• _Provided entries_
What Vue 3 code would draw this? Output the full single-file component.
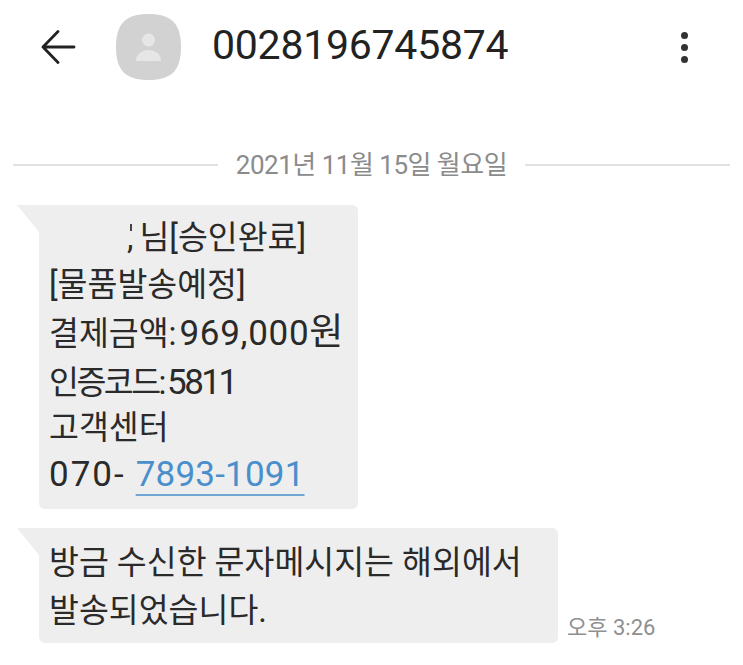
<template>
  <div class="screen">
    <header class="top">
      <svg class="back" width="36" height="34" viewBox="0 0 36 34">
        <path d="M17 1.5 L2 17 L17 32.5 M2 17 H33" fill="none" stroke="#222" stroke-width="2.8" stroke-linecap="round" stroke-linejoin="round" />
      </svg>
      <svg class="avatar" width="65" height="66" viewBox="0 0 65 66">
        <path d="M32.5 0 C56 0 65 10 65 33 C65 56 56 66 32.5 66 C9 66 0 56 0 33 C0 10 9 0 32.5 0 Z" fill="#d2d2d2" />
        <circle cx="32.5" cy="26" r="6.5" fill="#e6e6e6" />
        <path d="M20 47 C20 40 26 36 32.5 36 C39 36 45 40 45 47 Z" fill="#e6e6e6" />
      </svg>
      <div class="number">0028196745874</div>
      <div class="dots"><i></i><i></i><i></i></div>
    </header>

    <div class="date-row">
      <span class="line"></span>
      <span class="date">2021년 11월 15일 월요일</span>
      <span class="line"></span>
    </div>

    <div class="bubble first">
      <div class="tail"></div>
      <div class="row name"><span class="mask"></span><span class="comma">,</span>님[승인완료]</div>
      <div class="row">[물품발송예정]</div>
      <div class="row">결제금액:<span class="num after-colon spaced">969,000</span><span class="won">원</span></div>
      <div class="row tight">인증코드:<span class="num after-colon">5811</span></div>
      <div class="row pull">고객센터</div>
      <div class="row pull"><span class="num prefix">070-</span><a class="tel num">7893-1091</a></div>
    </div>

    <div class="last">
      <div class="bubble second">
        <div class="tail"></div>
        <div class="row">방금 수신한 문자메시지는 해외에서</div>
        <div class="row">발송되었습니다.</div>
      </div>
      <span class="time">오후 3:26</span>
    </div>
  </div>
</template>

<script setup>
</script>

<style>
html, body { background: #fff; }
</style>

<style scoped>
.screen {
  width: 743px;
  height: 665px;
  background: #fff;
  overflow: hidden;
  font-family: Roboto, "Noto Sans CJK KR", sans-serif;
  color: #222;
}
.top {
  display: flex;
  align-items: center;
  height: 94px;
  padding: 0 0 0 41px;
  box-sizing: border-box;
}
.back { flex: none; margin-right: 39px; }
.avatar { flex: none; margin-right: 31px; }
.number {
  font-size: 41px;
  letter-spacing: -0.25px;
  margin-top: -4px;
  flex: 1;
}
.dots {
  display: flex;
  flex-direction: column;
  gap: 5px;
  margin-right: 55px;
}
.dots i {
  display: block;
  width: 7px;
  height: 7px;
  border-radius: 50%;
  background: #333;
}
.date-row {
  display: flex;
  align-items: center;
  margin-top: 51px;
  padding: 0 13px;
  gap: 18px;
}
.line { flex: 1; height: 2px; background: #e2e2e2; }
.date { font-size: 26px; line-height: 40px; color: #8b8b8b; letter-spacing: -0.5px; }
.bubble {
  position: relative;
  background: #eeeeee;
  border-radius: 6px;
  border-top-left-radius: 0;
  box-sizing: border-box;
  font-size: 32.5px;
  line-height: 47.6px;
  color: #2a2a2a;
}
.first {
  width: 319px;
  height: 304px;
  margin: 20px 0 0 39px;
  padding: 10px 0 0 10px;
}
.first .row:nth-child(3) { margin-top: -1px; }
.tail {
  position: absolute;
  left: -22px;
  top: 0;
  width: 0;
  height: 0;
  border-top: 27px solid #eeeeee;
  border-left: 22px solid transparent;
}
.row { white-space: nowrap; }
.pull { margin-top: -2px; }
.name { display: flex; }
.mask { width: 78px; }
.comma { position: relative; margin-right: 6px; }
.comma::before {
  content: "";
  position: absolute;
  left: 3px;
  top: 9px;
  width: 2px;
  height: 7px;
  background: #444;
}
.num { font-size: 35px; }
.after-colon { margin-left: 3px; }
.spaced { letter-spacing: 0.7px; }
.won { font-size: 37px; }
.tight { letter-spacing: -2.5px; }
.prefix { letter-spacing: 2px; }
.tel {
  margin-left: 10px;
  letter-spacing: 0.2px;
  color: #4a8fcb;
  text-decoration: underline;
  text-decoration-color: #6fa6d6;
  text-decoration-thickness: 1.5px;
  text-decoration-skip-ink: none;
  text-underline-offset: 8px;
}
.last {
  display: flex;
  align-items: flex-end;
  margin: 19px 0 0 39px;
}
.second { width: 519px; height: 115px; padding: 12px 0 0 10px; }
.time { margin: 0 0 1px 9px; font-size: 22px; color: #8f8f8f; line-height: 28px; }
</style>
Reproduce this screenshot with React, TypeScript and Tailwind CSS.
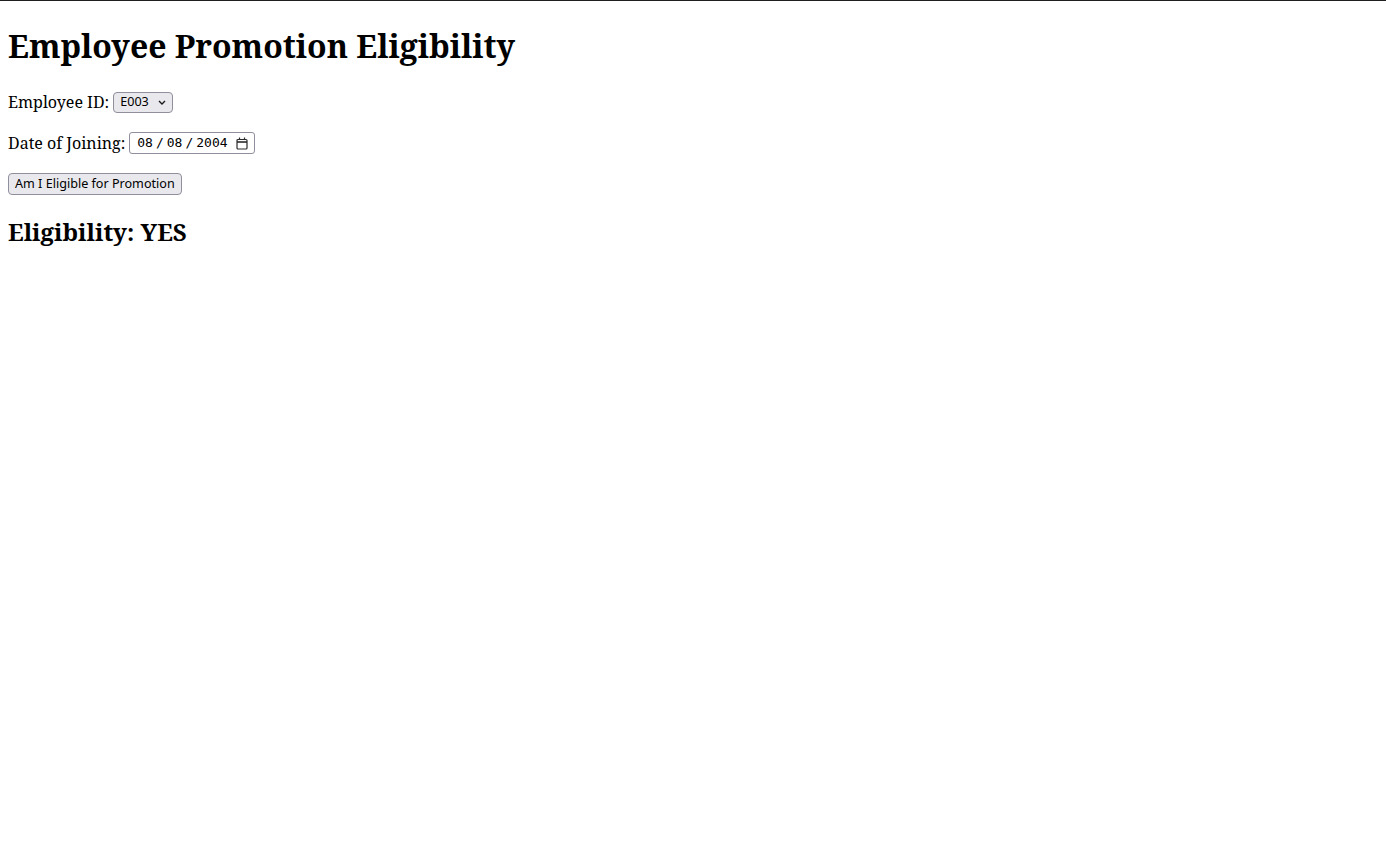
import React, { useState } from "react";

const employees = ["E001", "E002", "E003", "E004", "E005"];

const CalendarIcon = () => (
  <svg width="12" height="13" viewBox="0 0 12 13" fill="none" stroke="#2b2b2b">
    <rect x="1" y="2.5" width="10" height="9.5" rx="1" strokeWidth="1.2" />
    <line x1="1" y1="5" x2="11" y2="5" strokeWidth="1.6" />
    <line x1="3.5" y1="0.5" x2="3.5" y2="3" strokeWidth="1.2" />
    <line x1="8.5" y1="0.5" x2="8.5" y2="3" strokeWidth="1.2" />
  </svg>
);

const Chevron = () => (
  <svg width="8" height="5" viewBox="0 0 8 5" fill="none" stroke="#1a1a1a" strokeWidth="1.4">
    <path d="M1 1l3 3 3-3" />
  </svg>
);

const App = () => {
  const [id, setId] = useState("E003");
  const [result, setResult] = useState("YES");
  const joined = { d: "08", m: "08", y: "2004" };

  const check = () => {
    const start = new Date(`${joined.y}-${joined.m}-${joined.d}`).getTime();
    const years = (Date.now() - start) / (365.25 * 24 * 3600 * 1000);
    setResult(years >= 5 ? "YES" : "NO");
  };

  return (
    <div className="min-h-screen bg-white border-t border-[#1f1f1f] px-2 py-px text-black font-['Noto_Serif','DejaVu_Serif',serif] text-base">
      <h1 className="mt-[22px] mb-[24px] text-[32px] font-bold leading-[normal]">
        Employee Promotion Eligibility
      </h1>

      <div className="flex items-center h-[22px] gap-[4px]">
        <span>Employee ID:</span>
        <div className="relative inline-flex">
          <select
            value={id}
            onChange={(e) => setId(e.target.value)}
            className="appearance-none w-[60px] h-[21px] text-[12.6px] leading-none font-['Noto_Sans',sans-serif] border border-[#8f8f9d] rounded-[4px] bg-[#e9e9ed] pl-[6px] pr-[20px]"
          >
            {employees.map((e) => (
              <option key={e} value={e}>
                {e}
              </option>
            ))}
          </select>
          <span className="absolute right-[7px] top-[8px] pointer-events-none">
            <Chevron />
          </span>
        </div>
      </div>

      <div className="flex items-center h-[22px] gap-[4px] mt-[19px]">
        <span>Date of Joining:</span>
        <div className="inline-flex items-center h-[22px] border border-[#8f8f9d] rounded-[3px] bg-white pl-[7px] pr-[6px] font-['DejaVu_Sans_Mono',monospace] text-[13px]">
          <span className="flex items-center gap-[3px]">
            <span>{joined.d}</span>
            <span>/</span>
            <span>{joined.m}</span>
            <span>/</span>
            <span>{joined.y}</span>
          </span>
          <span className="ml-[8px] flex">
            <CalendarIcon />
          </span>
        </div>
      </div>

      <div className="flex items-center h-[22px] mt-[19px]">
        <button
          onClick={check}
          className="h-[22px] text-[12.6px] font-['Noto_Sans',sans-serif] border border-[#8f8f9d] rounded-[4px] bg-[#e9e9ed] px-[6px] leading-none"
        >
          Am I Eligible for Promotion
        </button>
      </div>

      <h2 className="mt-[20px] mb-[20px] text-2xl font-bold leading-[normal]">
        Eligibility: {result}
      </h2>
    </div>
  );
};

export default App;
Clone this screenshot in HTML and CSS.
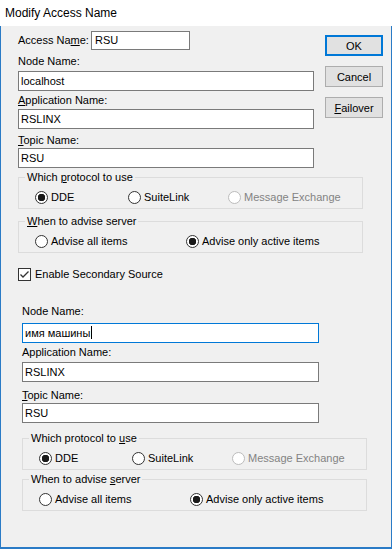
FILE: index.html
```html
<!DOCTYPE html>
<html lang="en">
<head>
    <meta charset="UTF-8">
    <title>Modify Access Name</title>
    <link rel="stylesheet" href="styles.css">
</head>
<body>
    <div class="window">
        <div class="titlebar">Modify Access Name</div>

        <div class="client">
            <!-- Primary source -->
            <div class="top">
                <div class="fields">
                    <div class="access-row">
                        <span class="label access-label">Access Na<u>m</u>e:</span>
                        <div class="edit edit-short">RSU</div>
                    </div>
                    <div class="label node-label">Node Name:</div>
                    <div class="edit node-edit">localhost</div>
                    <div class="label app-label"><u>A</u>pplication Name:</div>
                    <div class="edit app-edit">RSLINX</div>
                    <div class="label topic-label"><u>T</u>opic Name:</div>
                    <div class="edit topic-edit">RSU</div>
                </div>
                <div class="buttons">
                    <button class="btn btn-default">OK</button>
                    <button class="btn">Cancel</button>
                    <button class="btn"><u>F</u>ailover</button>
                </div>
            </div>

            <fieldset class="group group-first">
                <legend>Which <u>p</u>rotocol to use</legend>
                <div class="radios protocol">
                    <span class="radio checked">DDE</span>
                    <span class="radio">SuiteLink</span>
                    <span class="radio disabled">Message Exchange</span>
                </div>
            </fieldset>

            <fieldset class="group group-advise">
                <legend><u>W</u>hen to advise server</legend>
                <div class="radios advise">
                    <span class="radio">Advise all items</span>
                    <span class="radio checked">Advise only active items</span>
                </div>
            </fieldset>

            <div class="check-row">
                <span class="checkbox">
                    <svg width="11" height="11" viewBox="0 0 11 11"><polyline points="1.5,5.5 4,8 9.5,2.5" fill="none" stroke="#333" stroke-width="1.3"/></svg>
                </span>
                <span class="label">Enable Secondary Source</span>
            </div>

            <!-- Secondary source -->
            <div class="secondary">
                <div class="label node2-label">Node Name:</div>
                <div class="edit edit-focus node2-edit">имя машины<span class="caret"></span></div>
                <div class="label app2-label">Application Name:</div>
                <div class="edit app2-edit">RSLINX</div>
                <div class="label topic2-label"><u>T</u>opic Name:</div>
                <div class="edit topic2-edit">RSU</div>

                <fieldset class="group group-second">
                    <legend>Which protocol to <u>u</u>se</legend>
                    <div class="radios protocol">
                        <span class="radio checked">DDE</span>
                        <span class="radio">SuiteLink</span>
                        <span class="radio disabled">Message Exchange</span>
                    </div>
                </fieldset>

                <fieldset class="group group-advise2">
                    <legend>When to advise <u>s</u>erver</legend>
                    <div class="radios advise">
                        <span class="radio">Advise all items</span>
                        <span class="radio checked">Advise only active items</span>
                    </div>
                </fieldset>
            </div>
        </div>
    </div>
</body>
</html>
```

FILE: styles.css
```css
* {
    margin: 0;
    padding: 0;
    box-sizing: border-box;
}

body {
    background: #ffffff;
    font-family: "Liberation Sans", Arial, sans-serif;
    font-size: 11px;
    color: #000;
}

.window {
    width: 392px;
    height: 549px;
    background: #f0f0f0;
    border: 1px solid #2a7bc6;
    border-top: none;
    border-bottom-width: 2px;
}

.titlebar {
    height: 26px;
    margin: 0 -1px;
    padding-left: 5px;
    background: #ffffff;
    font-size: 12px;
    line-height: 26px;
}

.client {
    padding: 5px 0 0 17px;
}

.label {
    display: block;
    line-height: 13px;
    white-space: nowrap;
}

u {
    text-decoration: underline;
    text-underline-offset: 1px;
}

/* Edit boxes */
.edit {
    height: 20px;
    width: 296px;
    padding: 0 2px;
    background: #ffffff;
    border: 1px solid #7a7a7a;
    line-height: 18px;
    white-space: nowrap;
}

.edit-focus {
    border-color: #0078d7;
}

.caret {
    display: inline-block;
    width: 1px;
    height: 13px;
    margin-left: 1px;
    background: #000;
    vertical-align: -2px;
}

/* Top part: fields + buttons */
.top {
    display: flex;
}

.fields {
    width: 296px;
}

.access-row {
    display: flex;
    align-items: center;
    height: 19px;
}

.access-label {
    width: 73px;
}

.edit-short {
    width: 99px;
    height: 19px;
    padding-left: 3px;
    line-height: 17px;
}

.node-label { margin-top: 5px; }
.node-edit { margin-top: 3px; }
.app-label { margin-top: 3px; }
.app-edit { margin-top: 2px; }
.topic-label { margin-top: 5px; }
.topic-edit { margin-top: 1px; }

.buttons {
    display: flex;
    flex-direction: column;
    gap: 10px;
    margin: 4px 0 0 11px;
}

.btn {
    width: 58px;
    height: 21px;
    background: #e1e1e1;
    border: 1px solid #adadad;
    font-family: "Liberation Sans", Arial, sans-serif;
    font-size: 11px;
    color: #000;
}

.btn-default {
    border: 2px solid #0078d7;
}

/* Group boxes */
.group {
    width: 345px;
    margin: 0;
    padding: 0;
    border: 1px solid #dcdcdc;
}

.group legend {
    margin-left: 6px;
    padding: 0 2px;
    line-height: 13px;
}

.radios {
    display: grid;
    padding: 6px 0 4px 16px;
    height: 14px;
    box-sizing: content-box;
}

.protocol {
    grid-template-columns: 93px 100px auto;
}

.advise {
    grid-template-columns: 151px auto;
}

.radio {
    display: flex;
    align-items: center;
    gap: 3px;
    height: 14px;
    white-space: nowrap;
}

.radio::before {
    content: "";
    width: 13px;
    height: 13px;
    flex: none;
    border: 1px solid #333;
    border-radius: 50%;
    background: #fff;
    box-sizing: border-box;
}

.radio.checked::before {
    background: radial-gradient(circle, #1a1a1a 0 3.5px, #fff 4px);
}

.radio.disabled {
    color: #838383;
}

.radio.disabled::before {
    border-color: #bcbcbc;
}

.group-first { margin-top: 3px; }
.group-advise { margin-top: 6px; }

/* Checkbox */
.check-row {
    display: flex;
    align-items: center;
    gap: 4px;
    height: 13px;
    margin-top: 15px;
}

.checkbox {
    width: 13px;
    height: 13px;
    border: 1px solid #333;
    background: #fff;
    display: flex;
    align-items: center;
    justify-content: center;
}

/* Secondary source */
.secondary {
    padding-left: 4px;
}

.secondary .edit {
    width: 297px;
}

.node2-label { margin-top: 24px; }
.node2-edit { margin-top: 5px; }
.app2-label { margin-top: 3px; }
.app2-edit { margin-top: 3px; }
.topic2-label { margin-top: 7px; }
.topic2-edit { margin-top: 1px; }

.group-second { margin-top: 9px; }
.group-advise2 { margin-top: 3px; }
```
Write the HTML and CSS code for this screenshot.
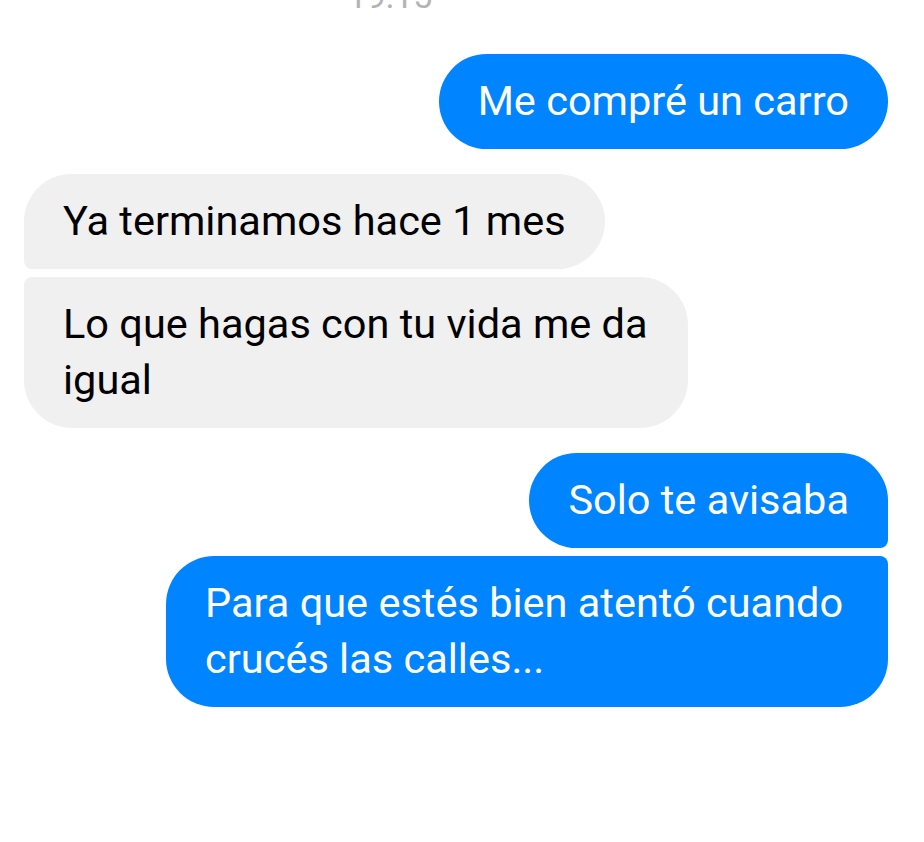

• _Task instructions_
List all lines where "screenshot" occurs.

• _The answer_
Reproduce this screenshot with React, TypeScript and Tailwind CSS.
Clone this screenshot in HTML and CSS.
Write the HTML and CSS code for this screenshot.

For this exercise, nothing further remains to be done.